The BJP will rue the day when it put Narendra Modi, an RSS worker, as the state chief minister. Gujarat has aroused all forces which want the country to stay pluralistic and democratic. They are marshalling themselves in different ways.
On April 17, Delhi will see thousands of people on the streets demonstrating against those faces which are trying to kill the open and tolerant society that India is.
I am surprised over the absence of action against religious terrorism. Members of the Vishwa Hindu Parishad and the Bajrang Dal are no different from the Taliban. The world woke up to their obscurantism and violence after their attacks in the U.S. India is waking up to their barbarism after their massacre in Gujarat. The Taliban disfigured Islam, the RSS parivar Hinduism.
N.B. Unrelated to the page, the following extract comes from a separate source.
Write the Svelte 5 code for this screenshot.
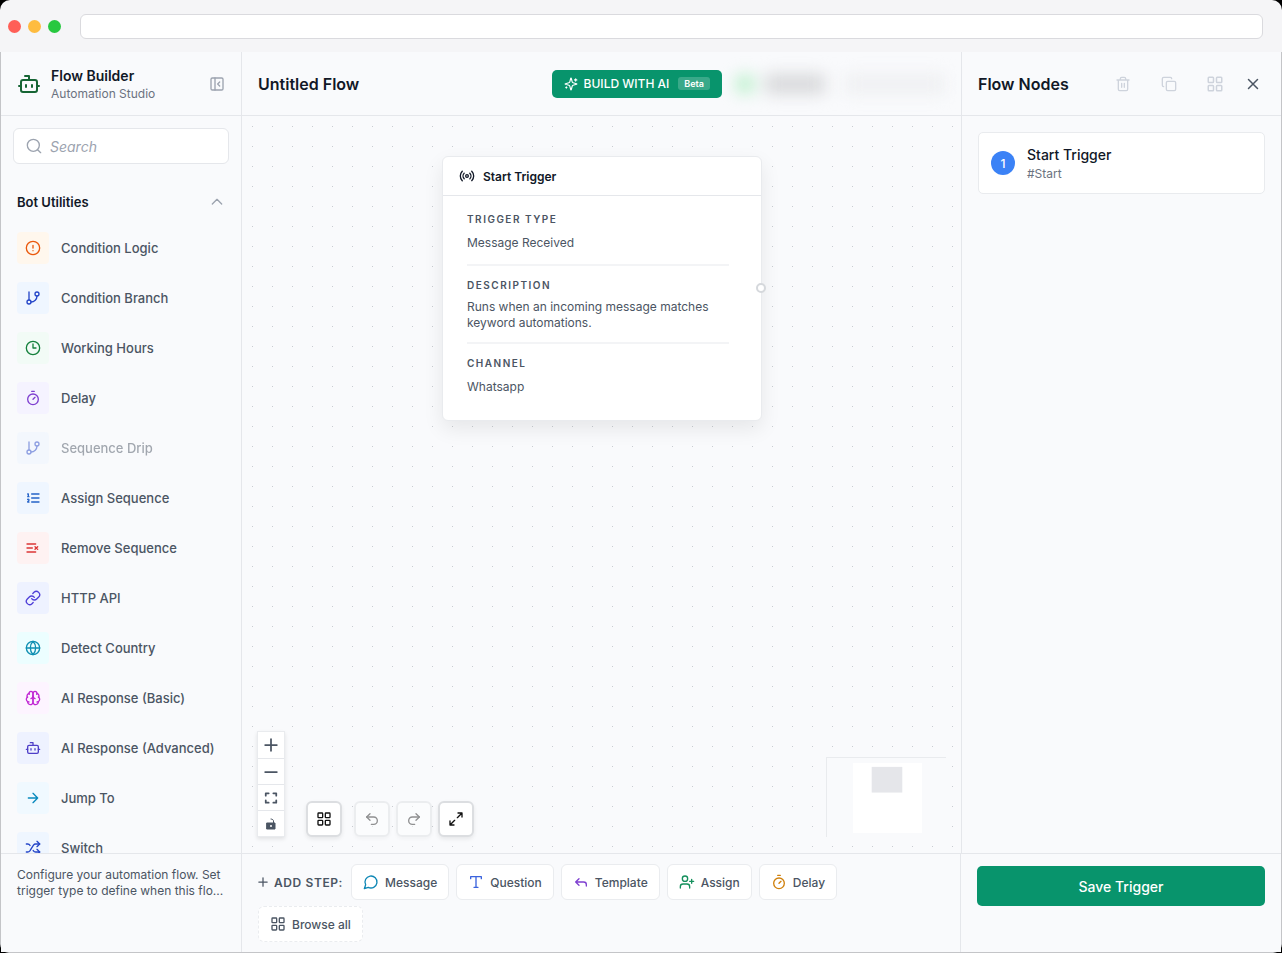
<script lang="ts">
    type Utility = {
        label: string;
        icon: string;
        color: string;
        tint: string;
        disabled?: boolean;
    };

    const icons: Record<string, string> = {
        bot: '<path d="M12 8V4H8"/><rect width="16" height="12" x="4" y="8" rx="2"/><path d="M2 14h2M20 14h2M15 13v2M9 13v2"/>',
        panel: '<rect width="18" height="18" x="3" y="3" rx="2"/><path d="M9 3v18m7-6-3-3 3-3"/>',
        search: '<circle cx="11" cy="11" r="9"/><path d="m22 22-4.500-4.500"/>',
        chevron: '<path d="m19 15-7-7-7 7"/>',
        alert: '<circle cx="12" cy="12" r="10"/><path d="M12 8v4M12 16h.01"/>',
        branch: '<path d="M6 3v12"/><circle cx="18" cy="6" r="3"/><circle cx="6" cy="18" r="3"/><path d="M18 9a9 9 0 0 1-9 9"/>',
        clock: '<circle cx="12" cy="12" r="10"/><path d="M12 6v6h4.5"/>',
        timer: '<path d="M10 2h4M12 14l3-3"/><circle cx="12" cy="14" r="8"/>',
        ordered: '<path d="M10 12h11M10 18h11M10 6h11M4 10h2M4 6h1v4M6 18H4c0-1 2-2 2-3s-1-1.5-2-1"/>',
        listx: '<path d="M11 12H3M16 6H3M16 18H3M19 10l-4 4M15 10l4 4"/>',
        link: '<path d="M10 13a5 5 0 0 0 7.54.54l3-3a5 5 0 0 0-7.07-7.07l-1.72 1.71"/><path d="M14 11a5 5 0 0 0-7.54-.54l-3 3a5 5 0 0 0 7.07 7.07l1.71-1.71"/>',
        globe: '<circle cx="12" cy="12" r="10"/><path d="M12 2a14.5 14.5 0 0 0 0 20 14.5 14.5 0 0 0 0-20M2 12h20"/>',
        brain: '<path d="M12 5a3 3 0 1 0-5.997.125 4 4 0 0 0-2.526 5.77 4 4 0 0 0 .556 6.588A4 4 0 1 0 12 18Z"/><path d="M12 5a3 3 0 1 1 5.997.125 4 4 0 0 1 2.526 5.77 4 4 0 0 1-.556 6.588A4 4 0 1 1 12 18Z"/><path d="M15 13a4.5 4.5 0 0 1-3-4 4.5 4.5 0 0 1-3 4M17.599 6.5a3 3 0 0 0 .399-1.375M6.003 5.125A3 3 0 0 0 6.401 6.5M3.477 10.896a4 4 0 0 1 .585-.396M19.938 10.5a4 4 0 0 1 .585.396M6 18a4 4 0 0 1-1.967-.516M19.967 17.484A4 4 0 0 1 18 18"/>',
        arrow: '<path d="M5 12h14M12 5l7 7-7 7"/>',
        shuffle: '<path d="m18 14 4 4-4 4M18 2l4 4-4 4"/><path d="M2 18h1.973a4 4 0 0 0 3.3-1.7l5.454-8.6a4 4 0 0 1 3.3-1.7H22M2 6h1.972a4 4 0 0 1 3.6 2.2M22 18h-6.041a4 4 0 0 1-3.3-1.8l-.359-.45"/>',
        sparkles: '<path d="M9.937 15.5A2 2 0 0 0 8.5 14.063l-6.135-1.582a.5.5 0 0 1 0-.962L8.5 9.936A2 2 0 0 0 9.937 8.5l1.582-6.135a.5.5 0 0 1 .963 0L14.063 8.5A2 2 0 0 0 15.5 9.937l6.135 1.581a.5.5 0 0 1 0 .964L15.5 14.063a2 2 0 0 0-1.437 1.437l-1.582 6.135a.5.5 0 0 1-.963 0z"/><path d="M20 3v4M22 5h-4M4 17v2M5 18H3"/>',
        trash: '<path d="M3 6h18M19 6v14a2 2 0 0 1-2 2H7a2 2 0 0 1-2-2V6M8 6V4a2 2 0 0 1 2-2h4a2 2 0 0 1 2 2v2M10 11v6M14 11v6"/>',
        copy: '<rect width="14" height="14" x="8" y="8" rx="2"/><path d="M4 16c-1.1 0-2-.9-2-2V4c0-1.1.9-2 2-2h10c1.1 0 2 .9 2 2"/>',
        grid: '<rect width="7" height="7" x="3" y="3" rx="1"/><rect width="7" height="7" x="14" y="3" rx="1"/><rect width="7" height="7" x="14" y="14" rx="1"/><rect width="7" height="7" x="3" y="14" rx="1"/>',
        close: '<path d="M18 6 6 18M6 6l12 12"/>',
        radio: '<path d="M4.9 19.1C1 15.2 1 8.8 4.9 4.9M7.8 16.2c-2.3-2.3-2.3-6.1 0-8.5M16.2 7.8c2.3 2.3 2.3 6.1 0 8.5M19.1 4.9C23 8.8 23 15.1 19.1 19"/><circle cx="12" cy="12" r="2"/>',
        plus: '<path d="M2 12h20M12 2v20"/>',
        minus: '<path d="M2 12h20"/>',
        fit: '<path d="M3 8V4h5M16 4h5v4M21 16v4h-5M8 20H3v-4"/>',
        unlock: '<path d="M4 10h16v12H4z" fill="currentColor"/><path d="M17 10V6c0-2-2-4-5-4"/><circle cx="12" cy="16" r="2" fill="#fff" stroke="none"/>',
        undo: '<path d="M9 14 4 9l5-5"/><path d="M4 9h10.500a5.500 5.500 0 0 1 0 11H11"/>',
        redo: '<path d="m15 14 5-5-5-5"/><path d="M20 9H9.500a5.500 5.500 0 0 0 0 11H13"/>',
        expand: '<path d="M15 3h6v6M9 21H3v-6M21 3l-7 7M3 21l7-7"/>',
        message: '<path d="M7.900 20A9 9 0 1 0 4 16.100L2 22Z"/>',
        type: '<path d="M12 4v16M4 7V4h16v3M9 20h6"/>',
        reply: '<path d="M20 18v-2a4 4 0 0 0-4-4H4M9 17l-5-5 5-5"/>',
        assign: '<path d="M16 21v-2a4 4 0 0 0-4-4H6a4 4 0 0 0-4 4v2M19 8v6M22 11h-6"/><circle cx="9" cy="7" r="4"/>',
    };

    const utilities: Utility[] = [
        { label: "Condition Logic", icon: "alert", color: "#ea580c", tint: "#fff7ed" },
        { label: "Condition Branch", icon: "branch", color: "#2546c8", tint: "#eff6ff" },
        { label: "Working Hours", icon: "clock", color: "#15803d", tint: "#f2fbf6" },
        { label: "Delay", icon: "timer", color: "#7e3fd0", tint: "#f5f3ff" },
        { label: "Sequence Drip", icon: "branch", color: "#2546c8", tint: "#eff6ff", disabled: true },
        { label: "Assign Sequence", icon: "ordered", color: "#2563c8", tint: "#eff6ff" },
        { label: "Remove Sequence", icon: "listx", color: "#dc3636", tint: "#fef2f2" },
        { label: "HTTP API", icon: "link", color: "#4f3fd8", tint: "#eef2ff" },
        { label: "Detect Country", icon: "globe", color: "#0e8fb2", tint: "#ecfeff" },
        { label: "AI Response (Basic)", icon: "brain", color: "#c026d3", tint: "#fdf4ff" },
        { label: "AI Response (Advanced)", icon: "bot", color: "#4f3fc8", tint: "#eef2ff" },
        { label: "Jump To", icon: "arrow", color: "#0889bd", tint: "#f0f9ff" },
        { label: "Switch", icon: "shuffle", color: "#2546c8", tint: "#eff6ff" },
    ];

    const fields = [
        { name: "Trigger Type", value: "Message Received" },
        { name: "Description", value: "Runs when an incoming message matches keyword automations.", long: true },
        { name: "Channel", value: "Whatsapp" },
    ];

    const steps = [
        { label: "Message", icon: "message", color: "#0e87b5" },
        { label: "Question", icon: "type", color: "#3b63dd" },
        { label: "Template", icon: "reply", color: "#7e3fd0" },
        { label: "Assign", icon: "assign", color: "#15905d" },
        { label: "Delay", icon: "timer", color: "#d0800c" },
    ];

    let open = $state(true);
    let query = $state("");
    const visible = $derived(
        utilities.filter((u) => u.label.toLowerCase().includes(query.toLowerCase())),
    );
</script>

{#snippet icon(name: string, size = 16, weight = 2)}
    <svg
        width={size}
        height={size}
        viewBox="0 0 24 24"
        fill="none"
        stroke="currentColor"
        stroke-width={weight}
        stroke-linecap="round"
        stroke-linejoin="round"
        aria-hidden="true">{@html icons[name]}</svg>
{/snippet}

<div class="window">
    <div class="chrome">
        <span class="light red"></span>
        <span class="light amber"></span>
        <span class="light green"></span>
        <input class="address" aria-label="Address" />
    </div>

    <div class="app">
        <header class="brand side">
            <span class="logo">{@render icon("bot", 24)}</span>
            <div class="titles">
                <strong>Flow Builder</strong>
                <span>Automation Studio</span>
            </div>
            <button class="icon-button" aria-label="Collapse sidebar">{@render icon("panel")}</button>
        </header>

        <header class="topbar">
            <h1>Untitled Flow</h1>
            <button class="ai">
                {@render icon("sparkles", 14)}
                BUILD WITH AI
                <span class="beta">Beta</span>
            </button>
            <div class="obscured" aria-hidden="true">
                <span class="blob dot"></span>
                <span class="blob dark"></span>
                <span class="blob pale"></span>
            </div>
        </header>

        <header class="nodes-head panel">
            <h2>Flow Nodes</h2>
            <div class="actions">
                <button class="icon-button" aria-label="Delete" disabled>{@render icon("trash")}</button>
                <button class="icon-button" aria-label="Duplicate" disabled>{@render icon("copy")}</button>
                <button class="icon-button" aria-label="Arrange" disabled>{@render icon("grid", 18)}</button>
            </div>
            <button class="icon-button close" aria-label="Close">{@render icon("close", 18)}</button>
        </header>

        <aside class="palette side">
            <label class="search">
                {@render icon("search")}
                <input type="search" placeholder="Search" aria-label="Search" bind:value={query} />
            </label>
            <button class="group" aria-expanded={open} onclick={() => (open = !open)}>
                Bot Utilities
                {@render icon("chevron")}
            </button>
            {#if open}
                <ul>
                    {#each visible as item}
                        <li>
                            <button class="utility" disabled={item.disabled}>
                                <span class="tile" style:color={item.color} style:background={item.tint}>
                                    {@render icon(item.icon)}
                                </span>
                                {item.label}
                            </button>
                        </li>
                    {/each}
                </ul>
            {/if}
        </aside>

        <main class="canvas">
            <article class="node">
                <h3>{@render icon("radio")} Start Trigger</h3>
                <dl>
                    {#each fields as field}
                        <div class="field" class:long={field.long}>
                            <dt>{field.name}</dt>
                            <dd>{field.value}</dd>
                        </div>
                    {/each}
                </dl>
                <span class="handle"></span>
            </article>

            <div class="overlay">
                <div class="zoom">
                    <button aria-label="Zoom in">{@render icon("plus", 14, 3)}</button>
                    <button aria-label="Zoom out">{@render icon("minus", 14, 3)}</button>
                    <button aria-label="Fit view">{@render icon("fit", 14, 3)}</button>
                    <button aria-label="Toggle lock">{@render icon("unlock", 12)}</button>
                </div>
                <div class="tools">
                    <button class="tool first" aria-label="Blocks">{@render icon("grid")}</button>
                    <button class="tool" aria-label="Undo" disabled>{@render icon("undo")}</button>
                    <button class="tool" aria-label="Redo" disabled>{@render icon("redo")}</button>
                    <button class="tool" aria-label="Full screen">{@render icon("expand")}</button>
                </div>
                <svg class="minimap" width="120" height="80" viewBox="0 0 120 80" aria-label="Minimap">
                    <rect x="26" y="5" width="70" height="71" fill="#fff" />
                    <rect x="45" y="9" width="31" height="26" fill="#e5e6ea" />
                </svg>
            </div>
        </main>

        <aside class="node-list panel">
            <button class="entry">
                <span class="badge">1</span>
                <span class="entry-text">
                    <b>Start Trigger</b>
                    <small>#Start</small>
                </span>
            </button>
        </aside>

        <footer class="hint side">
            <p>Configure your automation flow. Set trigger type to define when this flo...</p>
        </footer>

        <footer class="steps">
            <span class="add">{@render icon("plus", 10, 3)} ADD STEP:</span>
            {#each steps as step}
                <button class="step">
                    <span class="step-icon" style:color={step.color}>{@render icon(step.icon)}</span>
                    {step.label}
                </button>
            {/each}
            <button class="step browse">
                <span class="step-icon">{@render icon("grid")}</span>
                Browse all
            </button>
        </footer>

        <footer class="save">
            <button>Save Trigger</button>
        </footer>
    </div>
</div>

<style>
    :global(body) {
        background: #000;
        font-family: Inter, "Liberation Sans", sans-serif;
    }

    .window, .window * {
        box-sizing: border-box;
    }

    .window {
        height: 100vh;
        display: flex;
        flex-direction: column;
        font-size: 13px;
        color: #111827;
    }

    h1, h2, h3, p, ul, dl, dd {
        margin: 0;
        padding: 0;
    }

    button, input {
        font: inherit;
        color: inherit;
    }

    button {
        display: flex;
        align-items: center;
        padding: 0;
        border: 0;
        background: none;
        cursor: pointer;
    }

    svg {
        display: block;
        flex: none;
    }

    /* browser frame */
    .chrome {
        flex: none;
        height: 52px;
        display: flex;
        align-items: center;
        gap: 7px;
        padding: 0 19px 0 8px;
        background: #f5f5f7;
        border-radius: 10px 10px 0 0;
    }

    .light {
        width: 13px;
        height: 13px;
        border-radius: 50%;
    }

    .red { background: #ff5f57; }
    .amber { background: #febc40; }
    .green { background: #28c840; }

    .address {
        flex: 1;
        height: 25px;
        margin-left: 12px;
        padding: 0 10px;
        background: #fff;
        border: 1px solid #dadade;
        border-radius: 6px;
    }

    .app {
        flex: 1;
        min-height: 0;
        display: grid;
        grid-template-columns: 241px minmax(0, 1fr) 320px;
        grid-template-rows: 64px minmax(0, 1fr) auto;
        border: 1px solid #c4c5c8;
        border-top: 0;
        border-radius: 0 0 9px 9px;
    }

    .app > * {
        background: #f9fafc;
    }

    .side {
        border-right: 1px solid #e5e7eb;
    }

    .panel {
        border-left: 1px solid #e5e7eb;
    }

    .app > header {
        display: flex;
        align-items: center;
        padding: 0 16px;
        border-bottom: 1px solid #e5e7eb;
    }

    .app > footer {
        border-top: 1px solid #e5e7eb;
    }

    .logo {
        color: #166534;
    }

    .titles {
        flex: 1;
        display: flex;
        flex-direction: column;
        margin-left: 10px;
    }

    .titles strong {
        font-size: 14px;
        font-weight: 600;
        line-height: 20px;
    }

    .titles span {
        font-size: 12px;
        line-height: 16px;
        color: #6b7280;
    }

    .icon-button {
        justify-content: center;
        color: #9ca3af;
    }

    h1, h2 {
        font-size: 16px;
        font-weight: 600;
    }

    h1 {
        flex: 1;
    }

    .ai {
        height: 28px;
        gap: 6px;
        padding: 0 12px;
        border-radius: 5px;
        background: #08946c;
        color: #fff;
        font-size: 12px;
        font-weight: 500;
    }

    .beta {
        margin-left: 3px;
        padding: 0 6px;
        border-radius: 3px;
        background: rgb(255 255 255 / 20%);
        font-size: 9px;
        font-weight: 600;
        line-height: 13px;
    }

    .obscured {
        width: 215px;
        height: 32px;
        margin-left: 8px;
        display: flex;
        align-items: center;
        filter: blur(8px);
    }

    .blob {
        height: 20px;
    }

    .dot {
        width: 20px;
        margin-left: 5px;
        border-radius: 50%;
        background: #bbf0cb;
    }

    .dark {
        width: 60px;
        margin-left: 10px;
        background: #d8d9db;
    }

    .pale {
        flex: 1;
        margin-left: 20px;
        background: #eff0f2;
    }

    .nodes-head {
        gap: 10px;
    }

    .nodes-head h2 {
        flex: 1;
    }

    .actions {
        display: flex;
        gap: 14px;
    }

    .actions .icon-button {
        width: 32px;
        height: 32px;
        color: #ced3dc;
    }

    .close {
        width: 24px;
        height: 24px;
        color: #4b5563;
    }

    /* palette */
    .palette {
        overflow: hidden;
        padding: 12px;
    }

    .search {
        display: flex;
        align-items: center;
        gap: 8px;
        height: 36px;
        padding: 0 12px;
        background: #fff;
        border: 1px solid #e5e7eb;
        border-radius: 6px;
        color: #9ca3af;
    }

    .search input {
        width: 100%;
        min-width: 0;
        padding: 0;
        border: 0;
        outline: 0;
        background: none;
        font-size: 14px;
        color: #111827;
    }

    .search input::placeholder {
        font-style: italic;
        color: #9ca3af;
        opacity: 1;
    }

    .group {
        width: 100%;
        height: 32px;
        justify-content: space-between;
        margin: 22px 0 5px;
        padding: 0 4px;
        font-weight: 600;
    }

    .group :global(svg) {
        color: #9ca3af;
    }

    ul {
        list-style: none;
    }

    .utility {
        width: 100%;
        height: 50px;
        gap: 12px;
        padding: 0 4px;
        font-weight: 500;
        color: #4b5563;
    }

    .utility:disabled {
        opacity: 0.5;
    }

    .tile {
        width: 32px;
        height: 32px;
        display: grid;
        place-items: center;
        border-radius: 4px;
    }

    /* canvas */
    .canvas {
        position: relative;
        overflow: hidden;
        background-image: radial-gradient(circle at 0 0, #c9ccd1 1px, transparent 1px);
        background-size: 20px 20px;
        background-position: 10px 10px;
    }

    .node {
        position: absolute;
        top: 40px;
        left: 200px;
        width: 320px;
        background: #fff;
        border: 1px solid #e9ebee;
        border-radius: 6px;
        box-shadow: 0 8px 20px rgb(0 0 0 / 8%);
    }

    .node h3 {
        display: flex;
        align-items: center;
        gap: 8px;
        height: 39px;
        padding: 0 16px;
        border-bottom: 1px solid #e5e7eb;
        font-size: 12px;
        font-weight: 600;
    }

    .node dl {
        padding: 4px 32px 12px 24px;
    }

    .field {
        padding: 11px 0 13px;
        font-size: 12px;
        color: #4b5563;
    }

    .field.long {
        padding-bottom: 11px;
    }

    .field + .field {
        border-top: 2px solid #f3f4f6;
    }

    dt {
        margin-bottom: 8px;
        font-size: 10px;
        font-weight: 600;
        line-height: 16px;
        letter-spacing: 0.15em;
        text-transform: uppercase;
    }

    .long dt {
        margin-bottom: 6px;
    }

    dd {
        line-height: 16px;
    }

    .handle {
        position: absolute;
        top: 126px;
        right: -5px;
        width: 10px;
        height: 10px;
        border: 2px solid #d5d8dc;
        border-radius: 50%;
        background: #fff;
    }

    .overlay {
        position: absolute;
        inset: auto 15px 16px;
        display: flex;
        align-items: flex-end;
    }

    .zoom {
        box-shadow: 0 2px 4px rgb(0 0 0 / 10%);
        border: 1px solid #e9ebee;
        background: #fff;
    }

    .zoom button {
        width: 26px;
        height: 26px;
        justify-content: center;
        color: #4b5563;
    }

    .zoom button + button {
        border-top: 1px solid #e5e7eb;
    }

    .tools {
        flex: 1;
        display: flex;
        gap: 6px;
        margin-left: 21px;
    }

    .tool {
        width: 36px;
        height: 36px;
        justify-content: center;
        border: 2px solid #dcdee1;
        border-radius: 6px;
        background: #fff;
        color: #111;
        box-shadow: 0 2px 4px rgb(0 0 0 / 8%);
    }

    .tool:disabled {
        opacity: 0.45;
    }

    .first {
        margin-right: 6px;
    }

    .minimap {
        background: #f9fafc;
        border-top: 1px solid #e9ebee;
        border-left: 1px solid #e9ebee;
    }

    /* node list */
    .node-list {
        padding: 16px;
    }

    .entry {
        width: 100%;
        height: 62px;
        gap: 12px;
        padding: 0 12px;
        background: #fff;
        border: 1px solid #e9ebee;
        border-radius: 5px;
        text-align: left;
    }

    .badge {
        width: 24px;
        height: 24px;
        display: grid;
        place-items: center;
        border-radius: 50%;
        background: #3b82f6;
        color: #fff;
        font-size: 12px;
        font-weight: 500;
    }

    .entry-text {
        display: flex;
        flex-direction: column;
    }

    .entry b {
        font-size: 14px;
        font-weight: 500;
        line-height: 22px;
    }

    .entry small {
        font-size: 12px;
        line-height: 16px;
        color: #6b7280;
    }

    /* bottom row */
    .hint {
        padding: 13px 16px;
        font-size: 12px;
        line-height: 16px;
        color: #4b5563;
    }

    .steps {
        display: flex;
        flex-wrap: wrap;
        align-items: center;
        gap: 6px 7px;
        padding: 10px 16px;
        border-right: 1px solid #e5e7eb;
        color: #4b5563;
    }

    .add {
        display: flex;
        align-items: center;
        gap: 6px;
        margin-right: 1px;
        font-size: 12px;
        font-weight: 600;
        letter-spacing: 0.05em;
    }

    .step {
        height: 36px;
        gap: 6px;
        padding: 0 11px;
        background: #fff;
        border: 1px solid #eaecef;
        border-radius: 6px;
        font-size: 12px;
        font-weight: 500;
    }

    .browse {
        border-style: dashed;
    }

    .save {
        padding: 12px 16px;
    }

    .save button {
        width: 100%;
        height: 40px;
        justify-content: center;
        border-radius: 5px;
        background: #08946c;
        color: #fff;
        font-size: 14px;
        font-weight: 500;
    }
</style>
Gujarat may well be a laboratory for the parivar. It is also a laboratory for others. They can draw the lesson that by effecting killings in the minority community the BJP will only lessen its strength or sway. Fanatics who control the RSS should realise that democracy does not go well with theocracy.
India needs economic development that could give two meals to hundreds of thousands of people who go hungry every night. As Maulana Abul Kalam Azad said long before independence, "The most vital and urgent of India's problems is how to remove the curse of poverty and raise the standards of the masses.
It is to the well-being and progress of these masses that the national struggle has directed its special attention and its constructive activities. And it will be judged by the well-being and advancement that people make. Anything that comes in the way of the good of the masses of our country must be removed."
The Hindutva representatives - the VHP and the Bajrang Dal - are destroying the lofty aims of the independent struggle. Not only that. They are also demolishing the country's ethos of pluralism.
This comment is by Kuldip Nayar, a former Indian High Commissioner to the UK and a Rajya Sabha MP.